Followed by that was work. Although its in shift, I should have use the time wisely to study instead of taking breaks or short naps whenever I can. I just can't believe how useless and weak I was, even though I had to work every now and then, especially when the big event took place on Thursday.
I have to admit, I am tired. With every energy cell drained due to the mental and physical demands that had challenged me. In addition to my stupid stomachache illness, I had been lying to myself to stay slack and think that things will go via my way. How naive was I?
I just don't think that it is an acceptable excuse that I was busy and had little time to prepare for my test.

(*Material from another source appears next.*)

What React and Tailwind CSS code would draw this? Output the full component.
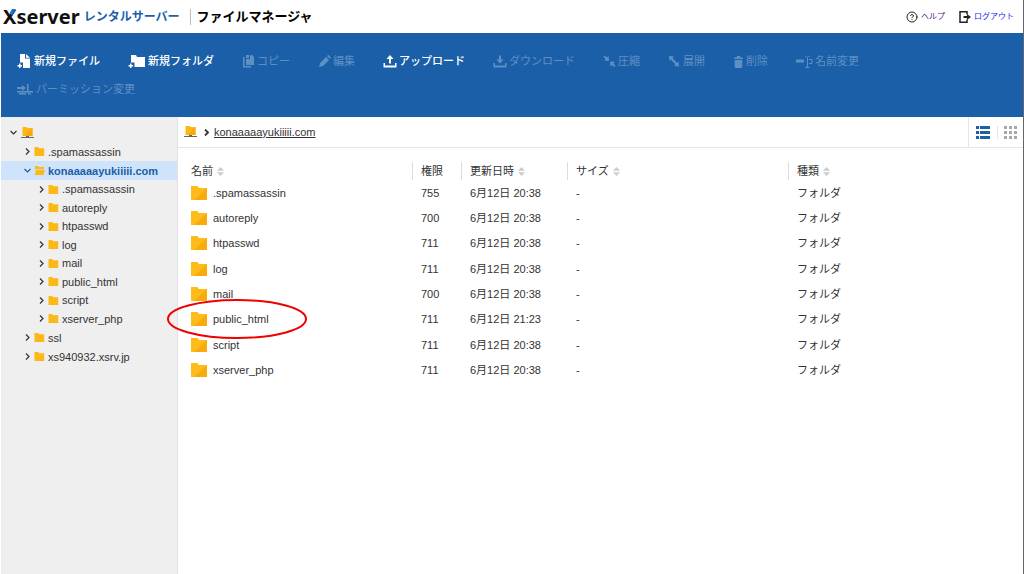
import { CircleHelp } from 'lucide-react';

const TREE = [
  { name: '.spamassassin' },
  {
    name: 'konaaaaayukiiiii.com',
    open: true,
    children: ['.spamassassin', 'autoreply', 'htpasswd', 'log', 'mail', 'public_html', 'script', 'xserver_php'],
  },
  { name: 'ssl' },
  { name: 'xs940932.xsrv.jp' },
];

const FILES = [
  { name: '.spamassassin', mode: '755', date: '6月12日 20:38' },
  { name: 'autoreply', mode: '700', date: '6月12日 20:38' },
  { name: 'htpasswd', mode: '711', date: '6月12日 20:38' },
  { name: 'log', mode: '711', date: '6月12日 20:38' },
  { name: 'mail', mode: '700', date: '6月12日 20:38' },
  { name: 'public_html', mode: '711', date: '6月12日 21:23', marked: true },
  { name: 'script', mode: '711', date: '6月12日 20:38' },
  { name: 'xserver_php', mode: '711', date: '6月12日 20:38' },
];

const NewFileIcon = () => (
  <svg className="h-4 w-[15px]" viewBox="0 0 15 16" fill="currentColor">
    <path d="M3 1h5v4.500h5V15H6V9.500H3z" />
    <path d="M9 1l4 3.700H9z" />
    <path d="M2 10.500h1.500V12H5v1.500H3.500V15H2v-1.500H.5V12H2z" />
  </svg>
);

const NewFolderIcon = () => (
  <svg className="h-4 w-[18px]" viewBox="0 0 18 16" fill="currentColor">
    <path d="M3 2h5l1 2h8v10H6.500V9.500H3z" />
    <path d="M2 10.500h1.500V12H5v1.500H3.500V15H2v-1.500H.5V12H2z" />
  </svg>
);

const CopyIcon = () => (
  <svg className="h-4 w-[13px]" viewBox="0 0 13 16" fill="currentColor">
    <path d="M1 4h1.500v9H9v1.500H1z" />
    <path d="M4 2h3v3H4zM8 2h2l2 2v8H4V6h4z" />
  </svg>
);

const EditIcon = () => (
  <svg className="h-4 w-[13px]" viewBox="0 0 13 16" fill="currentColor">
    <path d="M1 14l1-4 6-6 3 3-6 6zM9 3l1.300-1.200 2.600 2.600L11.700 5.800z" />
  </svg>
);

const UploadIcon = () => (
  <svg className="h-4 w-[14px]" viewBox="0 0 14 16" fill="currentColor">
    <path d="M7 2l3.500 4H8v4.500H6V6H3.500z" />
    <path d="M.5 10H2v2.500h10V10h1.500v4.500H.5z" />
  </svg>
);

const DownloadIcon = () => (
  <svg className="h-4 w-[14px]" viewBox="0 0 14 16" fill="currentColor">
    <path d="M6 2.500h2v4h2.500L7 10.500 3.500 6.500H6z" />
    <path d="M.5 10H2v2.500h10V10h1.500v4.500H.5z" />
  </svg>
);

const CompressIcon = () => (
  <svg className="h-4 w-[13px]" viewBox="0 0 13 16" fill="currentColor">
    <path d="M1.500 2.500l2.500 2 1.500-1.500.5 5-5-.5L2.500 6 .5 3.500z" />
    <path d="M11.500 14l-2.500-2-1.500 1.500-.5-5 5 .5-1.500 1.500 2 2.500z" />
  </svg>
);

const ExtractIcon = () => (
  <svg className="h-4 w-[13px]" viewBox="0 0 13 16" fill="currentColor">
    <path d="M1 3l5 .5L4.500 5l4.500 5 1.500-1.500.5 5-5-.5L7.500 11.500 3 6.500 1.500 8z" />
  </svg>
);

const TrashIcon = () => (
  <svg className="h-4 w-[11px]" viewBox="0 0 11 16" fill="currentColor">
    <path d="M1 4.500h2.800V3h3.400v1.500H10V6H1z" />
    <path d="M1.700 7h7.600v7l-1 1H2.700l-1-1z" />
  </svg>
);

const RenameIcon = () => (
  <svg className="h-4 w-[17px]" viewBox="0 0 17 16" fill="none" stroke="currentColor">
    <path d="M0 8h8" strokeWidth="3" />
    <path d="M9.500 3.500h1l1 1 1-1h1M9.500 14.500h4M11.500 4.500v10M13 6.500h3v4h-3" />
  </svg>
);

const PermissionIcon = () => (
  <svg className="h-4 w-[17px]" viewBox="0 0 17 16" fill="currentColor">
    <path d="M0 6h5V4l4 3-4 3V8H0zM10 3h1.500v7H16v1.500H0V10h10z" />
    <path d="M2 12h7v1.500H2zM11 11l4 2.500h-4z" />
  </svg>
);

const ACTIONS = [
  { label: '新規ファイル', Icon: NewFileIcon, enabled: true },
  { label: '新規フォルダ', Icon: NewFolderIcon, enabled: true },
  { label: 'コピー', Icon: CopyIcon },
  { label: '編集', Icon: EditIcon },
  { label: 'アップロード', Icon: UploadIcon, enabled: true },
  { label: 'ダウンロード', Icon: DownloadIcon },
  { label: '圧縮', Icon: CompressIcon },
  { label: '展開', Icon: ExtractIcon },
  { label: '削除', Icon: TrashIcon },
  { label: '名前変更', Icon: RenameIcon },
  { label: 'パーミッション変更', Icon: PermissionIcon },
];

const LogoutIcon = () => (
  <svg className="h-3 w-3" viewBox="0 0 12 12" fill="none" stroke="#222222" strokeWidth="1.500">
    <path d="M8 3.500V.8H1v10.400h7V8.500" />
    <path d="M4.500 6H9" strokeWidth="2" />
    <path d="M8 3l4 3-4 3z" fill="#222222" stroke="none" />
  </svg>
);

const ServerIcon = () => (
  <svg className="h-3 w-[13px] shrink-0" viewBox="0 0 13 12">
    <path d="M1.500 0h4l1 1h5v8h-10z" fill="#fcb814" />
    <path d="M11.500 1v8h-8z" fill="#f9a90c" />
    <path d="M0 10h13v1H0z" fill="#666666" />
    <path d="M5 9h3v1H5z" fill="#666666" />
  </svg>
);

const SmallFolder = ({ open }) => (
  <svg className="h-[9px] w-[11px] shrink-0" viewBox="0 0 11 9" fill="#fcb814">
    {open ? <path d="M1 0h3l1 1h5v2H2L1 6zM2.500 3.700H11L9.500 9H.5z" /> : <path d="M.5 0h3.700l1 1.200h5V9H.5z" />}
  </svg>
);

const LargeFolder = () => (
  <svg className="h-[14px] w-4 shrink-0" viewBox="0 0 16 14">
    <path d="M0 0h6.500l1.500 2h8v12H0z" fill="#fdbc1a" />
    <path d="M16 2v12H3z" fill="#f9ab0e" />
  </svg>
);

const Chevron = ({ down, bold }) => (
  <svg
    className="h-[7px] w-[7px] shrink-0"
    viewBox="0 0 7 7"
    fill="none"
    stroke="currentColor"
    strokeWidth={bold ? 1.800 : 1.200}
  >
    <path d={down ? 'M.5 2l3 3 3-3' : 'M2 .5l3 3-3 3'} />
  </svg>
);

const SortIcon = () => (
  <svg className="h-[9px] w-[7px]" viewBox="0 0 7 9" fill="#cccccc">
    <path d="M3.500 0L7 3.700H0zM0 5.300h7L3.500 9z" />
  </svg>
);

const Header = () => (
  <header className="flex h-[33px] items-center bg-white pr-[9px] pl-[2px]">
    <div className="flex items-center whitespace-nowrap">
      <span className="relative font-['Noto_Sans'] text-[20px] leading-6 font-bold text-[#111111]">
        Xserver
        <svg className="absolute top-0 left-0 h-6 w-[14px]" viewBox="0 0 14 24" fill="#1f6fd0">
          <path d="M9 4h4l-4 6.500-2.500-2z" />
        </svg>
      </span>
      <span className="ml-1 text-[12px] font-bold text-[#1c5fa8]">レンタルサーバー</span>
    </div>
    <h1 className="ml-[10px] border-l border-[#bbbbbb] pl-[6px] text-[13px] leading-4 font-bold whitespace-nowrap text-black">
      ファイルマネージャ
    </h1>
    <nav className="ml-auto flex items-center gap-[14px] text-[8px] leading-3">
      <a href="#help" className="flex items-center gap-[3px] text-[#551a8b]">
        <CircleHelp className="h-3 w-3 text-[#222222]" />
        ヘルプ
      </a>
      <a href="#logout" className="flex items-center gap-[3px] text-[#2222ee]">
        <LogoutIcon />
        ログアウト
      </a>
    </nav>
  </header>
);

const Toolbar = () => (
  <div className="flex min-h-[84px] flex-wrap content-start gap-x-[28px] bg-[#1b5fa8] pt-[14px] pr-6 pl-4">
    {ACTIONS.map(({ label, Icon, enabled }) => (
      <button
        key={label}
        type="button"
        disabled={!enabled}
        className={`flex h-7 items-center gap-[2px] text-[11px] whitespace-nowrap ${
          enabled ? 'font-medium text-white' : 'text-[#5f90c4]'
        }`}
      >
        <Icon />
        {label}
      </button>
    ))}
  </div>
);

const Sidebar = () => (
  <aside className="w-[177px] shrink-0 border-r border-[#e2e2e2] bg-[#efefef] pt-[6px]">
    <button type="button" aria-label="サーバー" className="flex h-[19px] items-center gap-1 pl-[9px]">
      <Chevron down />
      <ServerIcon />
    </button>
    <ul>
      {TREE.map((node) => (
        <li key={node.name}>
          <button
            type="button"
            className={`flex h-[19px] w-full items-center gap-[3px] pl-[23px] ${
              node.open ? 'bg-[#cfe4fb] font-bold text-[#1b5fa8]' : ''
            }`}
          >
            <Chevron down={node.open} />
            <SmallFolder open={node.open} />
            <span>{node.name}</span>
          </button>
          {node.children && (
            <ul>
              {node.children.map((child) => (
                <li key={child} className="h-[18px] even:h-[19px]">
                  <button type="button" className="flex h-full w-full items-center gap-[3px] pl-[37px]">
                    <Chevron />
                    <SmallFolder />
                    <span>{child}</span>
                  </button>
                </li>
              ))}
            </ul>
          )}
        </li>
      ))}
    </ul>
  </aside>
);

const ListViewIcon = () => (
  <svg className="h-[13px] w-[14px]" viewBox="0 0 14 13" fill="#1b5fa8">
    <path d="M0 0h3v3H0zM4 0h10v3H4zM0 5h3v3H0zM4 5h10v3H4zM0 10h3v3H0zM4 10h10v3H4z" />
  </svg>
);

const GridViewIcon = () => (
  <svg className="h-[13px] w-[13px]" viewBox="0 0 13 13" fill="#a8a8a8">
    <path d="M0 0h3v3H0zM5 0h3v3H5zM10 0h3v3h-3zM0 5h3v3H0zM5 5h3v3H5zM10 5h3v3h-3zM0 10h3v3H0zM5 10h3v3H5zM10 10h3v3h-3z" />
  </svg>
);

const PathBar = () => (
  <div className="flex h-[31px] items-center border-b border-[#e6e6e6] pl-[6px]">
    <ServerIcon />
    <span className="mr-1 ml-[6px]">
      <Chevron bold />
    </span>
    <a href="#konaaaaayukiiiii.com" className="underline">
      konaaaaayukiiiii.com
    </a>
    <div className="ml-auto flex h-full items-center border-l border-[#e6e6e6]">
      <button type="button" aria-label="リスト表示" className="px-[7px]">
        <ListViewIcon />
      </button>
      <button type="button" aria-label="アイコン表示" className="border-l border-[#e6e6e6] px-[6px]">
        <GridViewIcon />
      </button>
    </div>
  </div>
);

const HeadCell = ({ label, sortable, first }) => (
  <th className="p-0 font-normal">
    <div className={`flex h-[18px] items-center gap-1 ${first ? 'pl-[13px]' : 'border-l border-[#dddddd] pl-2'}`}>
      {label}
      {sortable && <SortIcon />}
    </div>
  </th>
);

const FileTable = () => (
  <table className="mt-[14px] w-full table-fixed text-left">
    <colgroup>
      <col className="w-[234px]" />
      <col className="w-[49px]" />
      <col className="w-[106px]" />
      <col className="w-[221px]" />
      <col />
    </colgroup>
    <thead>
      <tr>
        <HeadCell label="名前" sortable first />
        <HeadCell label="権限" />
        <HeadCell label="更新日時" sortable />
        <HeadCell label="サイズ" sortable />
        <HeadCell label="種類" sortable />
      </tr>
    </thead>
    <tbody>
      {FILES.map((file) => (
        <tr key={file.name} className="h-[25px] nth-[3n]:h-[26px]">
          <td className="relative p-0 pl-[13px]">
            <div className="flex items-center gap-[6px]">
              <LargeFolder />
              <span>{file.name}</span>
            </div>
            {file.marked && (
              <svg
                className="pointer-events-none absolute -top-2 -left-[11px] z-10 h-[42px] w-[140px]"
                viewBox="0 0 140 42"
                fill="none"
              >
                <ellipse cx="70" cy="21" rx="69" ry="19" stroke="#f00000" strokeWidth="2" />
              </svg>
            )}
          </td>
          <td className="p-0 pl-[9px]">{file.mode}</td>
          <td className="p-0 pl-[9px]">{file.date}</td>
          <td className="p-0 pl-[9px]">-</td>
          <td className="p-0 pl-[9px]">フォルダ</td>
        </tr>
      ))}
    </tbody>
  </table>
);

const App = () => (
  <div className="flex min-h-screen flex-col border-r border-l border-r-[#666666] border-l-white bg-white font-['Liberation_Sans','Noto_Sans_CJK_JP',sans-serif] text-[11px] leading-[18px] text-[#333333]">
    <Header />
    <Toolbar />
    <div className="flex flex-1">
      <Sidebar />
      <main className="min-w-0 flex-1">
        <PathBar />
        <FileTable />
      </main>
    </div>
  </div>
);

export default App;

I only get to start revising on Thursday night and finish writing the NOTES at 1500hrs on Sunday, 3 hours before the test, without memorising all the necessary information. What a planning I had. I just can't believe that I could have planned such a way to study for my test and when I sat for the paper, I knew nuts about the questions and answers. Damn!! That hurts and sucks to the core!
The rest of my classmates stated that the test was tricky and hard but they find it managable, whereas for me, I had to struggle and I had left 2 blanks, in an MCQ test??!! What a total loser I was.

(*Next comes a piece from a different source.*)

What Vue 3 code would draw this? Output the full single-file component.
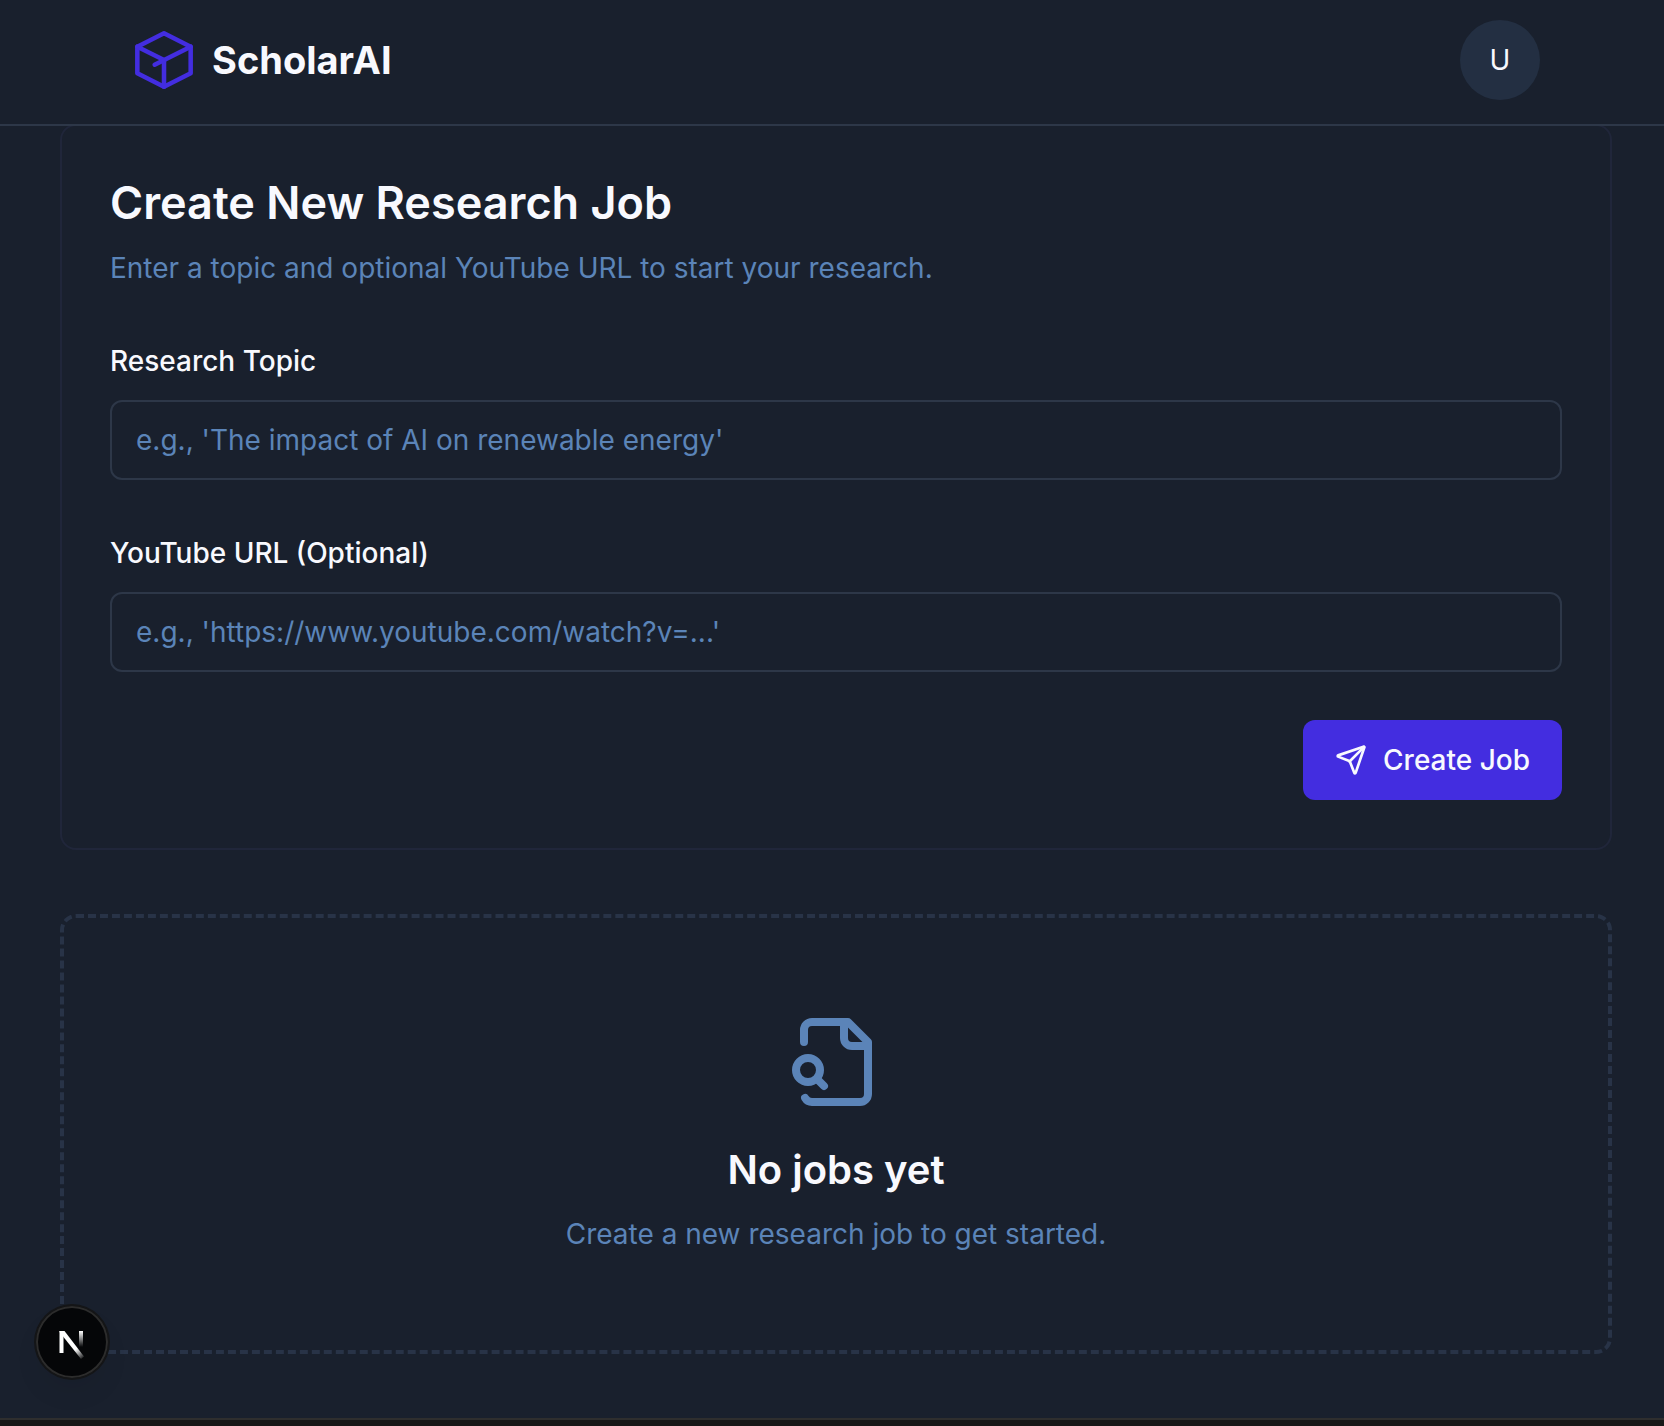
<script setup>
import { ref } from 'vue'

const topic = ref('')
const youtubeUrl = ref('')

function createJob() {
  topic.value = ''
  youtubeUrl.value = ''
}
</script>

<template>
  <div class="page">
    <header class="header">
      <a class="brand" href="#">
        <svg class="brand-icon" viewBox="0 0 24 24" aria-hidden="true">
          <path d="M12 2L2 7v10l10 5 10-5V7L12 2z" />
          <path d="M2 7l10 5v10" />
          <path d="M22 7L8.5 13.75" />
        </svg>
        <span class="brand-name">ScholarAI</span>
      </a>
      <button class="avatar" type="button" aria-label="User menu">U</button>
    </header>

    <main class="main">
      <section class="card">
        <h1 class="card-title">Create New Research Job</h1>
        <p class="card-text">Enter a topic and optional YouTube URL to start your research.</p>
        <form class="form" @submit.prevent="createJob">
          <div class="field">
            <label class="label" for="topic">Research Topic</label>
            <input id="topic" v-model="topic" class="input" type="text" placeholder="e.g., 'The impact of AI on renewable energy'" />
          </div>
          <div class="field">
            <label class="label" for="youtube">YouTube URL (Optional)</label>
            <input id="youtube" v-model="youtubeUrl" class="input" type="text" placeholder="e.g., 'https://www.youtube.com/watch?v=...'" />
          </div>
          <button class="submit" type="submit">
            <svg class="submit-icon" viewBox="0 0 24 24" aria-hidden="true">
              <path d="M14.536 21.686a.5.5 0 0 0 .937-.024l6.5-19a.496.496 0 0 0-.635-.635l-19 6.5a.5.5 0 0 0-.024.937l7.93 3.18a2 2 0 0 1 1.112 1.11z" />
              <path d="m21.854 2.147-10.94 10.939" />
            </svg>
            <span>Create Job</span>
          </button>
        </form>
      </section>

      <section class="empty">
        <svg class="empty-icon" viewBox="0 0 24 24" aria-hidden="true">
          <path d="M14 2v4a2 2 0 0 0 2 2h4" />
          <path d="M4.268 21a2 2 0 0 0 1.727 1H18a2 2 0 0 0 2-2V7l-5-5H6a2 2 0 0 0-2 2v3" />
          <path d="m9 18-1.5-1.5" />
          <circle cx="5" cy="14" r="3" />
        </svg>
        <h2 class="empty-title">No jobs yet</h2>
        <p class="empty-text">Create a new research job to get started.</p>
      </section>
    </main>

    <footer class="footer"></footer>

    <button class="dev-badge" type="button" aria-label="Open Next.js Dev Tools">
      <svg class="dev-icon" viewBox="0 0 72 72" aria-hidden="true">
        <defs>
          <linearGradient id="dev-diagonal" gradientUnits="userSpaceOnUse" x1="40" y1="43" x2="48" y2="53">
            <stop offset="0" stop-color="#fff" />
            <stop offset="1" stop-color="#fff" stop-opacity="0" />
          </linearGradient>
          <linearGradient id="dev-stem" gradientUnits="userSpaceOnUse" x1="45" y1="25" x2="45" y2="41">
            <stop offset="0" stop-color="#fff" />
            <stop offset="1" stop-color="#fff" stop-opacity="0" />
          </linearGradient>
        </defs>
        <rect x="23.5" y="25" width="4" height="22" fill="#fff" />
        <path d="M23.5 25h5l19.5 25.5-3 2.5L23.5 26z" fill="url(#dev-diagonal)" />
        <rect x="43" y="25" width="4" height="16" fill="url(#dev-stem)" />
      </svg>
    </button>
  </div>
</template>

<style>
body {
  margin: 0;
  background: #19202d;
}
</style>

<style scoped>
.page {
  min-height: 100vh;
  display: flex;
  flex-direction: column;
  background: #19202d;
  color: #f8f9fe;
  font-family: Inter, "Liberation Sans", sans-serif;
  font-size: 28px;
  line-height: 40px;
}

.header {
  position: sticky;
  top: 0;
  z-index: 10;
  display: flex;
  align-items: center;
  justify-content: space-between;
  padding: 20px 124px 24px 132px;
  border-bottom: 2px solid #2d3748;
  background: #19202d;
}

.brand {
  display: flex;
  align-items: center;
  gap: 16px;
  color: inherit;
  text-decoration: none;
}

.brand-icon,
.submit-icon,
.empty-icon {
  display: block;
  fill: none;
  stroke: currentColor;
  stroke-width: 2;
  stroke-linecap: round;
  stroke-linejoin: round;
}

.brand-icon {
  width: 64px;
  height: 64px;
  color: #432de0;
  stroke-width: 1.7;
}

.brand-name {
  font-size: 38px;
  font-weight: 700;
}

.avatar {
  width: 80px;
  height: 80px;
  padding: 0;
  border: 0;
  border-radius: 50%;
  background: #232f42;
  color: inherit;
  font: inherit;
}

.main {
  flex: 1;
  display: flex;
  flex-direction: column;
  gap: 64px;
  margin-top: -2px;
  padding: 0 52px 64px 60px;
}

.card {
  padding: 48px;
  border: 2px solid #20263a;
  border-radius: 16px;
}

.card-title {
  margin: 0 0 16px;
  font-size: 45px;
  font-weight: 600;
  line-height: 58px;
}

.card-text {
  margin: 0 0 48px;
  color: #5b84b8;
}

.form {
  display: flex;
  flex-direction: column;
  gap: 48px;
}

.field {
  display: flex;
  flex-direction: column;
  gap: 14px;
}

.label {
  font-weight: 500;
  line-height: 50px;
}

.input {
  box-sizing: border-box;
  width: 100%;
  height: 80px;
  padding: 0 24px;
  border: 2px solid #2d3748;
  border-radius: 12px;
  background: #19202d;
  color: inherit;
  font: inherit;
}

.input::placeholder {
  color: #5b84b8;
  opacity: 1;
}

.submit {
  align-self: flex-end;
  display: flex;
  align-items: center;
  gap: 16px;
  height: 80px;
  padding: 0 32px;
  border: 0;
  border-radius: 12px;
  background: #432de0;
  color: inherit;
  font: inherit;
  font-weight: 500;
}

.submit-icon {
  width: 32px;
  height: 32px;
}

.empty {
  display: flex;
  flex-direction: column;
  align-items: center;
  padding: 96px;
  border: 4px dashed #283347;
  border-radius: 16px;
}

.empty-icon {
  width: 96px;
  height: 96px;
  margin-bottom: 32px;
  color: #5b84b8;
}

.empty-title {
  margin: 0 0 16px;
  font-size: 40px;
  font-weight: 600;
  line-height: 56px;
}

.empty-text {
  margin: 0;
  color: #5b84b8;
}

.footer {
  height: 6px;
  border-top: 2px solid #2e2e2e;
  background: #171717;
}

.dev-badge {
  position: fixed;
  left: 36px;
  bottom: 48px;
  width: 72px;
  height: 72px;
  padding: 0;
  border: 0;
  border-radius: 50%;
  background: #050608;
  box-shadow: inset 0 0 0 2px #2c2c2c, 0 0 0 2px #141517, 0 16px 32px -8px rgba(0, 0, 0, 0.1);
}

.dev-icon {
  display: block;
  width: 72px;
  height: 72px;
}
</style>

If only... if only I could be more self-motivated and push myself to the limit. Less soccer, less distraction, plan my timing and fight for my work schedule (though some event stuff just can't be missed, which I still hate it so hard that I just feel like calling quits). If only I had stayed home and not going to school early, I could have revised via the MCQs avaliable online, probably. It is no use regretting now but I had missed out my 15% for my attainment of good grades.
Was I being ambitious in search for good grades? I have no idea. I wanted to study as it is part of my plan in life. I wanted to take 2 modules per Trimester in order to get good grades, for a nicer certificate when I graduated and not wasting my own hard-earned money on retaking modules. I wanted to excel in my studies for career advancement and maintain my goal of doing the things I like and cherished. Why did all these rubbish come from, all these nonsense from me?
I sometimes do want to shout it out loud that I hate being distracted. I realised I don't like others to disturb me when I do my revision. I don't wish to spend time with anyone during m study period as I wanted to put in my full concentration. I just WANT TO STUDY!!! I really wanted to find time to do the things I like, spend the time with the people I care but.... it just gets hard to meet the expectations.
End of the day, I am still partly at fault for what had happened lately. I guess a lesson was learnt and I have the remaining 85% to score for my International Marketing. Have I given up myself for that 3.0 GPA that I was hoping for right from the start of my studies? Or should I lower down my expectations as I’m doing the unattainable
I just hate myself, seriously, for what I had done. Deserved the crappy feeling for tonight.
P.S. – for those who consoled and cared for me, thanks but I didn’t have the mood to reply. At least I had distressed myself for a short while earlier and I felt better. Appreciated for the motivation.